Runaway and Things Fall Down, Sometimes We Look Up - Chalkhorse Gallery
By Freya • Feb 23rd, 2009 • Category: ArtSanne` Mestrom Things Fall Down, Sometimes We Look up
Brown Council Runaway
Chalkhorse
94 Cooper St, Surry Hills, NSW, Australia
5-21 February 2009
On at Chalkhorse this month is, what at first glance appear to be, two extremely dissimilar bodies of work. Brown Council’s Video installation Runaway, 2008, a videoed performance of women, running, but not getting anywhere, is reminiscent of a familiar dream sequence.
Sanne Mestrom’s exhibition Things Fall Down Then We Look Up, is a room full of seemingly unrelated, randomly placed objects and wall text. While Brown Council’s Runaway is hauntingly familiar, Mestroms’s work imbues a sense of enstrangement.
Brown Council, a video/performance art collaboration, formed in 2005 by Kate Blackmore, Fran Barrett, Kelly Doley and Diana Smith, is known for appropriating images, actions and sounds from film, art history and theatre.
In Runaway, the four members of Brown Council, each perform the same image of a running figure in a repeated sequence, which builds over time, set to a dramatic soundtrack and backlit - there is a sense of action and suspense.
The inclusion of drawn fake boobs on the performers t-shirts, who are running but not getting anywhere, while being squirted with fake blood, is a parody of the familiar film narrative, a female in jeopardy.

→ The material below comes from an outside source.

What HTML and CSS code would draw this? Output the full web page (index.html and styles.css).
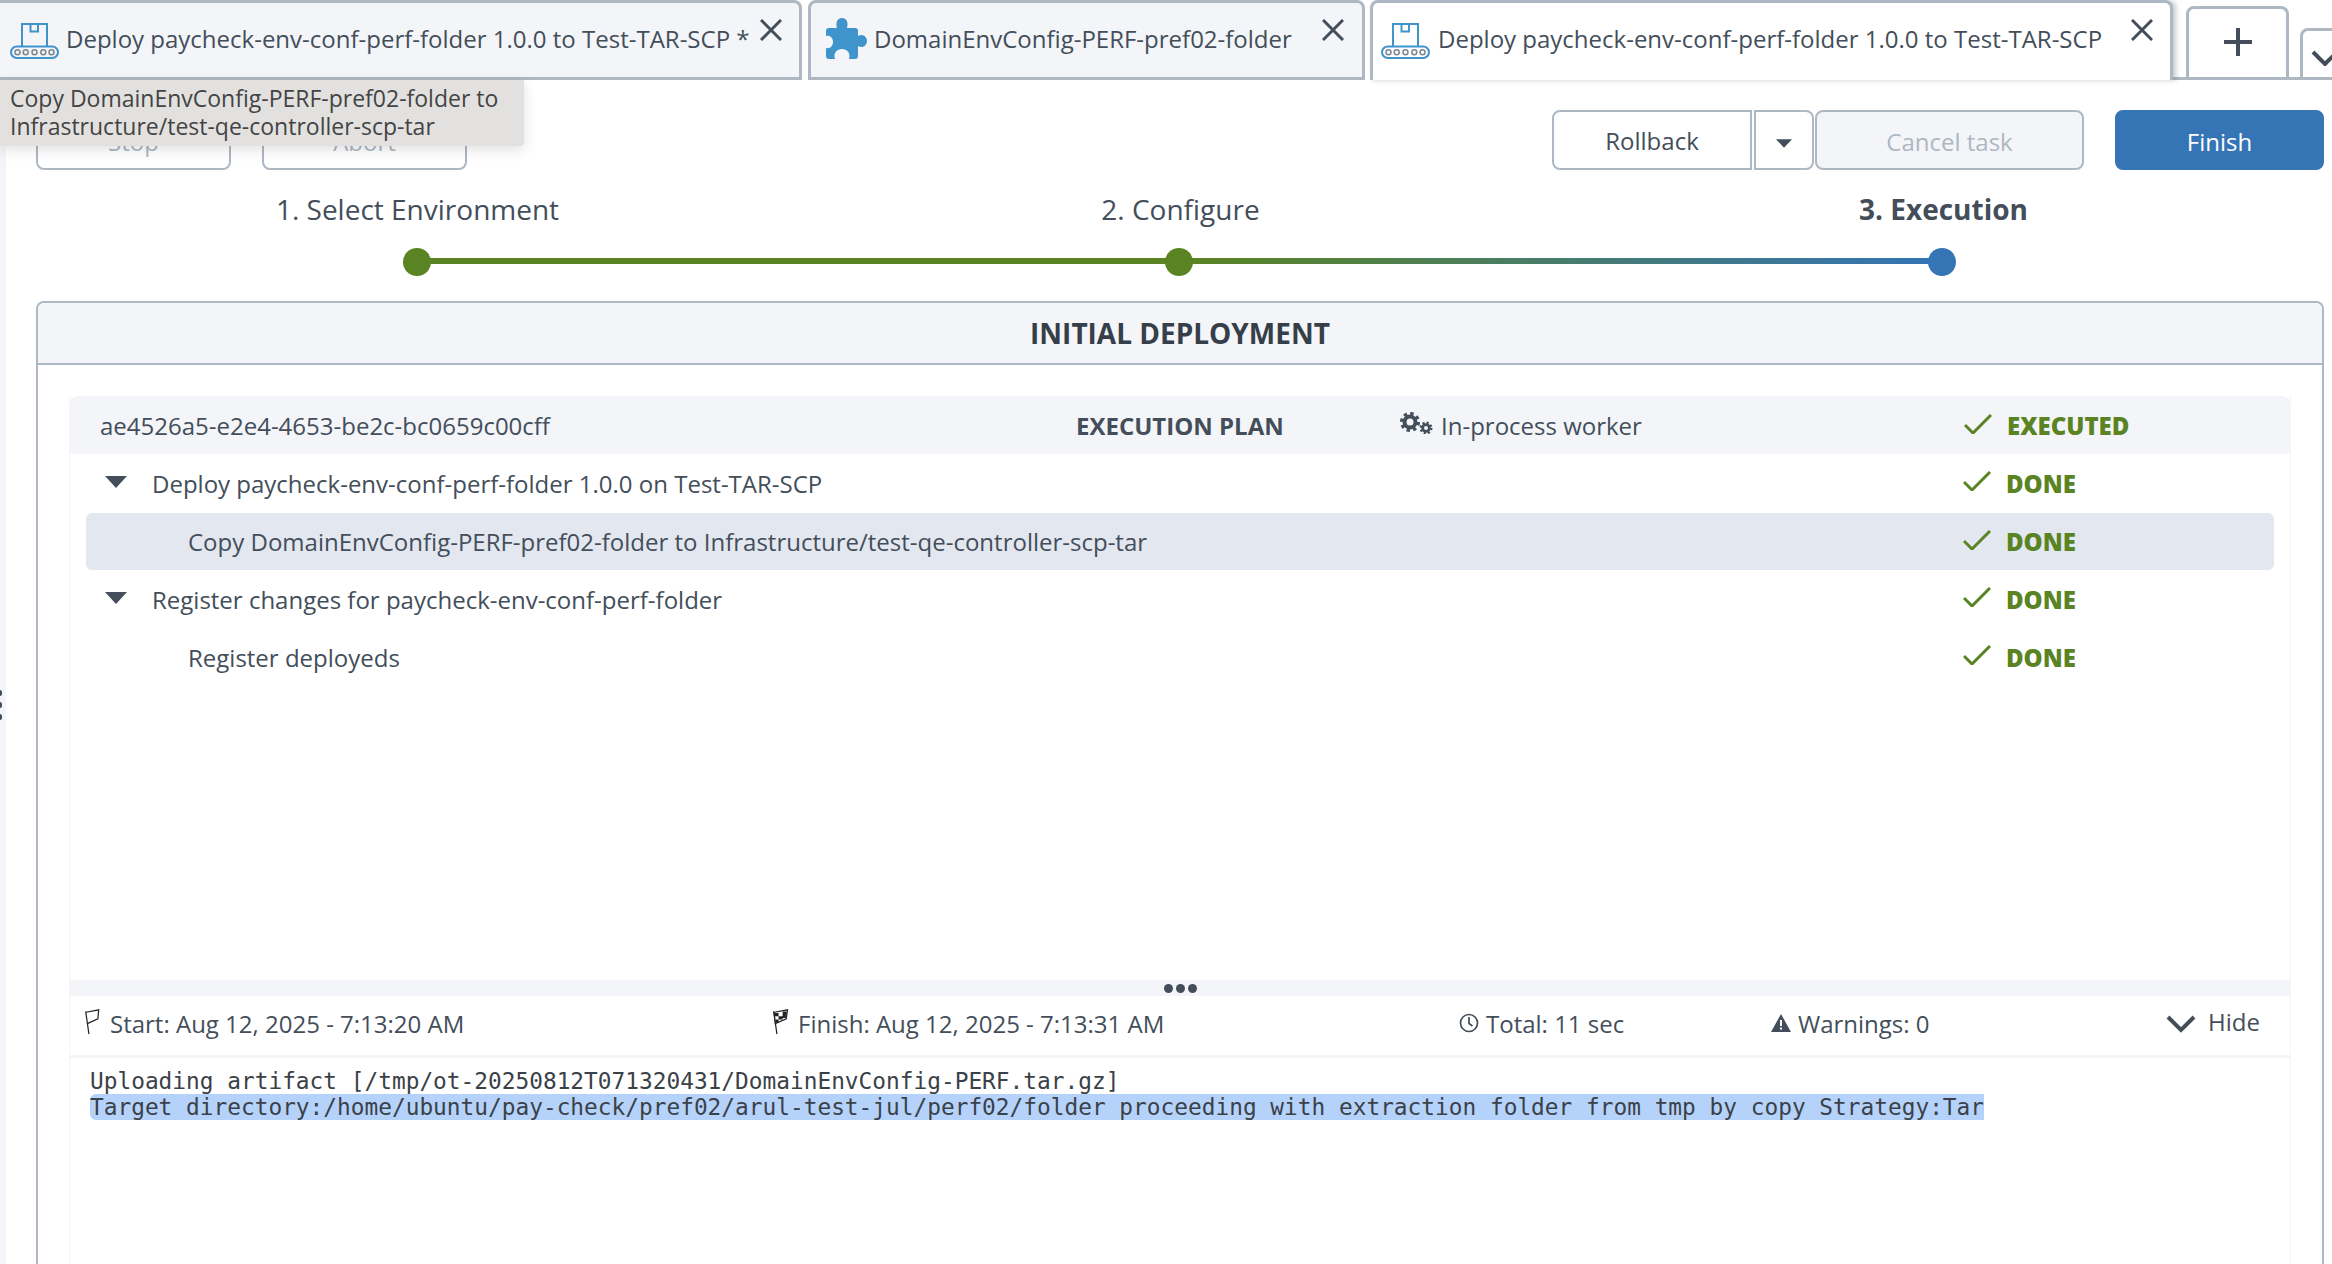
FILE: index.html
```html
<!DOCTYPE html>
<html lang="en">
<head>
<meta charset="utf-8">
<title>Deploy</title>
<link rel="stylesheet" href="styles.css">
</head>
<body>
<svg class="defs" width="0" height="0" aria-hidden="true">
  <symbol id="conveyor" viewBox="0 0 49 36">
    <path d="M12 23V1H37V23M20.500 1V8.500H28V1" fill="none" stroke="#3f95cb" stroke-width="2"/>
    <rect x="1" y="23.500" width="47" height="11.500" rx="5.750" fill="none" stroke="#3f95cb" stroke-width="2"/>
    <g fill="none" stroke="#7d8791" stroke-width="1.500">
      <circle cx="7.500" cy="29.300" r="2.500"/><circle cx="15.700" cy="29.300" r="2.500"/><circle cx="24.500" cy="29.300" r="2.500"/><circle cx="33.300" cy="29.300" r="2.500"/><circle cx="41.500" cy="29.300" r="2.500"/>
    </g>
  </symbol>
  <symbol id="close" viewBox="0 0 22 22">
    <path d="M1 1L21 21M21 1L1 21" fill="none" stroke="#434e5a" stroke-width="3"/>
  </symbol>
  <symbol id="check" viewBox="0 0 28 20">
    <path d="M1 11L9 19L27 1" fill="none" stroke="#5a8423" stroke-width="3"/>
  </symbol>
  <symbol id="tri" viewBox="0 0 22 12">
    <path d="M0 0H22L11 12Z" fill="#434e5a"/>
  </symbol>
</svg>

<header class="tabs">
  <div class="tab tab-first">
    <svg class="ico-conveyor"><use href="#conveyor"/></svg>
    <span class="tab-label">Deploy paycheck-env-conf-perf-folder 1.0.0 to Test-TAR-SCP *</span>
    <svg class="ico-close"><use href="#close"/></svg>
  </div>
  <div class="tab tab-second">
    <svg class="ico-puzzle" viewBox="0 0 41 41"><path fill="#3f95cb" d="M3 10H11C9 4 12 0 16 0C20 0 23 4 21 10H29Q32 10 32 13V18C37 15 41 19 41 23C41 27 37 31 32 28V38Q32 41 29 41H23C25 35 21 31 16 31C11 31 7 35 9 41H3Q0 41 0 38V30C4 31 7 28 7 24C7 20 4 17 0 18V13Q0 10 3 10Z"/></svg>
    <span class="tab-label">DomainEnvConfig-PERF-pref02-folder</span>
    <svg class="ico-close"><use href="#close"/></svg>
  </div>
  <div class="tab tab-active">
    <svg class="ico-conveyor"><use href="#conveyor"/></svg>
    <span class="tab-label">Deploy paycheck-env-conf-perf-folder 1.0.0 to Test-TAR-SCP</span>
    <svg class="ico-close"><use href="#close"/></svg>
  </div>
  <div class="tab-rest">
    <div class="tab-add"><svg class="ico-plus" viewBox="0 0 30 30"><path d="M15 1V29M1 15H29" fill="none" stroke="#434e5a" stroke-width="4"/></svg></div>
    <div class="tab-more"><svg class="ico-more" viewBox="0 0 28 16"><path d="M2 2L14 14L26 2" fill="none" stroke="#434e5a" stroke-width="4"/></svg></div>
  </div>
</header>

<div class="main">
  <div class="rail"></div>
  <div class="content">
    <div class="toolbar">
      <div class="btn-group left">
        <button class="btn btn-stop">Stop</button>
        <button class="btn btn-abort">Abort</button>
      </div>
      <div class="btn-group right">
        <button class="btn btn-rollback">Rollback</button>
        <button class="btn btn-caret"><svg class="ico-caret"><use href="#tri"/></svg></button>
        <button class="btn btn-cancel">Cancel task</button>
        <button class="btn btn-finish">Finish</button>
      </div>
    </div>

    <div class="stepper">
      <div class="step-labels">
        <span>1. Select Environment</span>
        <span>2. Configure</span>
        <span class="current">3. Execution</span>
      </div>
      <div class="track">
        <i class="dot green"></i><i class="seg green"></i><i class="dot green"></i><i class="seg fade"></i><i class="dot blue"></i>
      </div>
    </div>

    <section class="panel">
      <h2 class="panel-title">INITIAL DEPLOYMENT</h2>
      <div class="panel-body">
        <div class="plan">
          <div class="plan-head">
            <span class="plan-id">ae4526a5-e2e4-4653-be2c-bc0659c00cff</span>
            <strong class="plan-name">EXECUTION PLAN</strong>
            <span class="plan-worker">
              <svg class="ico-gears" viewBox="0 0 33 22">
                <g fill="none" stroke="#434e5a">
                  <circle cx="10" cy="10" r="5.500" stroke-width="4"/>
                  <circle cx="10" cy="10" r="8.300" stroke-width="3.500" stroke-dasharray="3.300 3.220"/>
                  <circle cx="26" cy="16" r="3.400" stroke-width="2.800"/>
                  <circle cx="26" cy="16" r="5.300" stroke-width="2.400" stroke-dasharray="2.100 2.060"/>
                </g>
              </svg>
              In-process worker
            </span>
            <span class="status"><svg class="ico-check"><use href="#check"/></svg><b>EXECUTED</b></span>
          </div>
          <div class="row">
            <span class="row-main"><svg class="ico-tri"><use href="#tri"/></svg>Deploy paycheck-env-conf-perf-folder 1.0.0 on Test-TAR-SCP</span>
            <span class="status"><svg class="ico-check"><use href="#check"/></svg><b>DONE</b></span>
          </div>
          <div class="row row-child row-selected">
            <span class="row-main">Copy DomainEnvConfig-PERF-pref02-folder to Infrastructure/test-qe-controller-scp-tar</span>
            <span class="status"><svg class="ico-check"><use href="#check"/></svg><b>DONE</b></span>
          </div>
          <div class="row">
            <span class="row-main"><svg class="ico-tri"><use href="#tri"/></svg>Register changes for paycheck-env-conf-perf-folder</span>
            <span class="status"><svg class="ico-check"><use href="#check"/></svg><b>DONE</b></span>
          </div>
          <div class="row row-child">
            <span class="row-main">Register deployeds</span>
            <span class="status"><svg class="ico-check"><use href="#check"/></svg><b>DONE</b></span>
          </div>
        </div>

        <div class="splitter"><i></i><i></i><i></i></div>

        <div class="info">
          <span class="info-item info-start">
            <svg class="ico-flag" viewBox="0 0 20 32"><path d="M5 31L1 3M1.500 4L17 1L16 12L3 18" fill="none" stroke="#222" stroke-width="1.500"/></svg>
            Start: Aug 12, 2025 - 7:13:20 AM
          </span>
          <span class="info-item info-finish">
            <svg class="ico-flag" viewBox="0 0 20 32"><path d="M5 31L1 3" fill="none" stroke="#222" stroke-width="1.500"/><path d="M1.500 4L18 1L16.500 12L3 18Z" fill="#fff" stroke="#222" stroke-width="1.500"/><path d="M2 5H7V9H2ZM12 3H17V7H12ZM7 9H12V13H7ZM3 13H7V17H3ZM12 7H16V11H12Z" fill="#222"/></svg>
            Finish: Aug 12, 2025 - 7:13:31 AM
          </span>
          <span class="info-item info-total">
            <svg class="ico-clock" viewBox="0 0 20 20"><circle cx="10" cy="10" r="8.500" fill="none" stroke="#434e5a" stroke-width="1.700"/><path d="M10 4V10.500L13.500 13" fill="none" stroke="#434e5a" stroke-width="1.700"/></svg>
            Total: 11 sec
          </span>
          <span class="info-item info-warn">
            <svg class="ico-warn" viewBox="0 0 20 18"><path fill-rule="evenodd" fill="#434e5a" d="M10 0L20 18H0ZM9 6H11V12H9ZM9 13.500H11V15.500H9Z"/></svg>
            Warnings: 0
          </span>
          <span class="info-item info-hide">
            <svg class="ico-hide" viewBox="0 0 30 18"><path d="M2 2L15 15L28 2" fill="none" stroke="#434e5a" stroke-width="4"/></svg>
            <span class="hide-label">Hide</span>
          </span>
        </div>

        <pre class="log"><span class="log-line">Uploading artifact [/tmp/ot-20250812T071320431/DomainEnvConfig-PERF.tar.gz]</span>
<span class="log-line log-selected">Target directory:/home/ubuntu/pay-check/pref02/arul-test-jul/perf02/folder proceeding with extraction folder from tmp by copy Strategy:Tar</span></pre>
      </div>
    </section>
  </div>
</div>

<div class="tooltip">Copy DomainEnvConfig-PERF-pref02-folder to<br>Infrastructure/test-qe-controller-scp-tar</div>
<div class="handle"><i></i><i></i><i></i></div>
</body>
</html>
```

FILE: styles.css
```css
* { box-sizing: border-box; }
html, body { margin: 0; padding: 0; }
body {
  position: relative;
  width: 2332px;
  height: 1264px;
  overflow: hidden;
  background: #fff;
  color: #434e5a;
  font-family: "Open Sans", "Liberation Sans", sans-serif;
  font-size: 24px;
}
.defs { position: absolute; }
svg { display: block; flex: none; }

/* Tabs */
.tabs { display: flex; height: 80px; align-items: stretch; }
.tab {
  position: relative;
  flex: none;
  display: flex;
  align-items: flex-start;
  border: 3px solid #adb8c3;
  background: #f3f5f9;
  border-radius: 8px 8px 0 0;
}
.tab-first { width: 802px; margin-right: 6px; border-left: 0; padding: 20px 0 0 10px; border-top-left-radius: 0; }
.tab-second { width: 557px; margin-right: 5px; padding: 15px 0 0 15px; }
.tab-active { width: 803px; background: #fff; border-bottom: 0; padding: 20px 0 0 8px; box-shadow: 3px 0 5px rgba(70, 80, 90, .3); z-index: 1; }
.tab-label { line-height: 34px; white-space: nowrap; margin-top: -1px; }
.tab-first .tab-label { margin-left: 7px; }
.tab-active .tab-label { margin-left: 8px; }
.tab-second .tab-label { margin-left: 0; margin-top: 4px; padding-left: 7px; }
.ico-conveyor { width: 49px; height: 36px; }
.ico-puzzle { width: 41px; height: 41px; }
.ico-close { position: absolute; top: 16px; width: 22px; height: 22px; }
.tab-first .ico-close { right: 17px; }
.tab-second .ico-close { right: 18px; }
.tab-active .ico-close { right: 17px; }
.tab-rest {
  flex: 1;
  min-width: 0;
  display: flex;
  align-items: flex-end;
  gap: 11px;
  padding-left: 13px;
  border-bottom: 3px solid #adb8c3;
}
.tab-add, .tab-more {
  border: 3px solid #adb8c3;
  border-bottom: 0;
  border-radius: 8px 8px 0 0;
  background: #fff;
  display: flex;
  justify-content: center;
}
.tab-add { flex: none; width: 103px; height: 71px; padding-top: 18px; }
.tab-more { flex: 1; height: 49px; margin-right: -16px; padding: 19px 0 0 8px; justify-content: flex-start; }
.ico-plus { width: 30px; height: 30px; }
.ico-more { width: 28px; height: 16px; }

/* Layout */
.main { display: flex; height: 1184px; }
.rail { width: 6px; background: #f3f5f9; }
.content { flex: 1; padding: 30px 8px 0 30px; min-width: 0; }

/* Toolbar */
.toolbar { display: flex; justify-content: space-between; height: 60px; }
.btn-group { display: flex; }
.btn-group.left { gap: 31px; }
.btn {
  font: inherit;
  height: 60px;
  color: #434e5a;
  background: #fff;
  border: 2px solid #adb8c3;
  border-radius: 8px;
  padding: 0;
}
.btn-stop { width: 195px; color: #adb8c3; padding-top: 2px; }
.btn-abort { width: 205px; color: #adb8c3; padding-top: 2px; }
.btn-rollback { width: 200px; border-radius: 8px 0 0 8px; }
.btn-caret { width: 60px; margin-left: 2px; border-radius: 0 8px 8px 0; display: flex; align-items: center; justify-content: center; padding-top: 6px; }
.ico-caret { width: 16px; height: 9px; }
.btn-cancel { width: 269px; margin-left: 1px; background: #f3f5f9; color: #adb8c3; padding-top: 2px; }
.btn-finish { width: 209px; margin-left: 31px; background: #3574b5; border-color: #3574b5; color: #fff; padding-top: 2px; }

/* Stepper */
.stepper { display: flex; flex-direction: column; align-items: center; height: 131px; padding: 19px 2px 0 0; }
.step-labels { display: grid; grid-template-columns: repeat(3, 763px); justify-items: center; font-size: 28px; line-height: 40px; height: 59px; margin-left: 3px; }
.current { font-weight: 700; }
.track { display: flex; align-items: center; width: 1553px; height: 28px; }
.track i { display: block; }
.dot { width: 28px; height: 28px; border-radius: 50%; flex: none; position: relative; }
.dot.green { background: #5a8423; }
.dot.blue { background: #3574b5; }
.seg { flex: 1; height: 6px; margin: -2px -1px 0; }
.seg.green { background: #5a8423; }
.seg.fade { background: linear-gradient(90deg, #5a8423, #3574b5); }

/* Panel */
.panel { border: 2px solid #adb8c3; border-bottom: 0; border-radius: 8px 8px 0 0; height: 963px; }
.panel-title {
  margin: 0;
  height: 62px;
  border-bottom: 2px solid #adb8c3;
  background: #f3f5f9;
  border-radius: 6px 6px 0 0;
  font-size: 28px;
  font-weight: 700;
  line-height: 60px;
  text-align: center;
  color: #363f49;
}
.panel-body { padding: 31px 31px 0; display: flex; flex-direction: column; }
.plan { height: 584px; border: solid #f3f5f9; border-width: 0 1px; }
.plan-head {
  display: grid;
  grid-template-columns: 976px 324px 564px 1fr;
  align-items: center;
  height: 58px;
  padding: 1px 0 0 30px;
  background: #f3f5f9;
  border-radius: 8px 8px 0 0;
}
.plan-name { font-weight: 700; color: #434e5a; }
.plan-worker { display: flex; align-items: center; gap: 8px; }
.ico-gears { width: 33px; height: 22px; margin-top: -6px; }
.row { display: flex; align-items: center; height: 58px; margin: 0 16px; padding-left: 19px; }
.row-child { padding-left: 102px; }
.row-selected { background: #e3e7ef; border-radius: 6px; height: 57px; margin-top: 1px; }
.row-main { flex: 1; display: flex; align-items: center; white-space: nowrap; }
.ico-tri { width: 22px; height: 12px; margin-right: 25px; margin-top: -2px; }
.status { display: flex; align-items: center; gap: 15px; color: #5a8423; font-weight: 700; }
.row .status { width: 311px; }
.ico-check { width: 28px; height: 20px; margin-top: -4px; }
.splitter { height: 16px; background: #f3f5f9; display: flex; justify-content: center; align-items: center; gap: 3px; }
.splitter i { width: 9px; height: 9px; border-radius: 50%; background: #434e5a; }

/* Info row */
.info {
  display: grid;
  grid-template-columns: 688px 688px 312px 395px 1fr;
  align-items: center;
  height: 62px;
  padding: 0 0 4px 13px;
  border: solid #f3f5f9;
  border-width: 0 1px 3px;
}
.info-item { display: flex; align-items: center; gap: 7px; white-space: nowrap; }
.ico-flag { width: 20px; height: 26px; margin-top: -4px; }
.ico-clock { width: 20px; height: 20px; margin-top: -2px; }
.ico-warn { width: 20px; height: 18px; margin-top: -2px; }
.ico-hide { width: 30px; height: 18px; margin-right: 5px; }
.hide-label { margin-top: -4px; }

/* Log */
.log {
  margin: 0;
  height: 206px;
  padding: 10px 14px 0 20px;
  font-family: "DejaVu Sans Mono", "Liberation Mono", monospace;
  font-size: 22.800px;
  line-height: 26px;
  color: #3b4148;
  border: solid #f3f5f9;
  border-width: 0 1px;
}
.log-selected { background: #b5d3fa; border-radius: 6px 0 0 6px; display: inline-block; height: 26px; }

/* Overlays */
.tooltip {
  position: absolute;
  left: 0;
  top: 80px;
  width: 524px;
  height: 66px;
  padding: 4px 0 0 10px;
  background: #e2e1df;
  border-radius: 0 0 4px 0;
  box-shadow: 0 4px 14px rgba(0, 0, 0, .12);
  color: #444;
  font-size: 23px;
  line-height: 28px;
  white-space: nowrap;
  z-index: 5;
}
.handle { position: absolute; left: 0; top: 690px; display: flex; flex-direction: column; gap: 6px; }
.handle i { display: block; width: 2px; height: 6px; border-radius: 0 2px 2px 0; background: #434e5a; }
```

The most powerful element in Runaway, and what subverts the known language of film, is the adjustment of the camera angle and therefore the repositioning of the viewer. The camera faces the women straight on, no longer is the story told from the position of the protagonist or chaser, who often represents the male gaze. The viewer instead is placed in the position of the destination that the women desire, but are doomed never to arrive.
In Runaway, Brown Council enters into the well-worn but sadly still relevant discourse of feminist film theory. The device of shifting the position of the viewer unexpectedly creates a link between Brown Council’s video installation and the work by Sanne` Mestrom who also repositions the viewer in relation to perception.
Sanne` Mestrom’s multi-disciplinary practice involves photography, painting, sculpture and installation. Things Fall Down, Sometimes We Look up, uses all of these artistic devices to question perception and to evoke a sense of uncertainty or enstrangement in the viewer.
Enstrangement is when we are familiar with something, we no longer really ‘see’ it, instead we ‘recognise’ rather than actually seeing. The theory is that the purpose of art is to enstrange, making us see things in a new way and to prolong the act of looking / perception.
What at first seems to be a simple collection of everyday objects, such as a brick or piece of framed plywood, on closer inspection evolves. With the help of the room sheet, these objects are revealed as a bronze sculpture of a brick and a very convincing watercolour of a piece of plywood.
Intriguing, is that the viewer is lured into looking in the first place at works that seem deceptively simple. Sadly it is the quality of the artist’s skill of replication that could easily lead the viewer to miss the point of this exhibition.
Things Fall Down, Sometimes We Look up, questions the act of looking itself… all is not what is seems, and engagement with these works directs the viewer to question themselves in relation to the work and the world.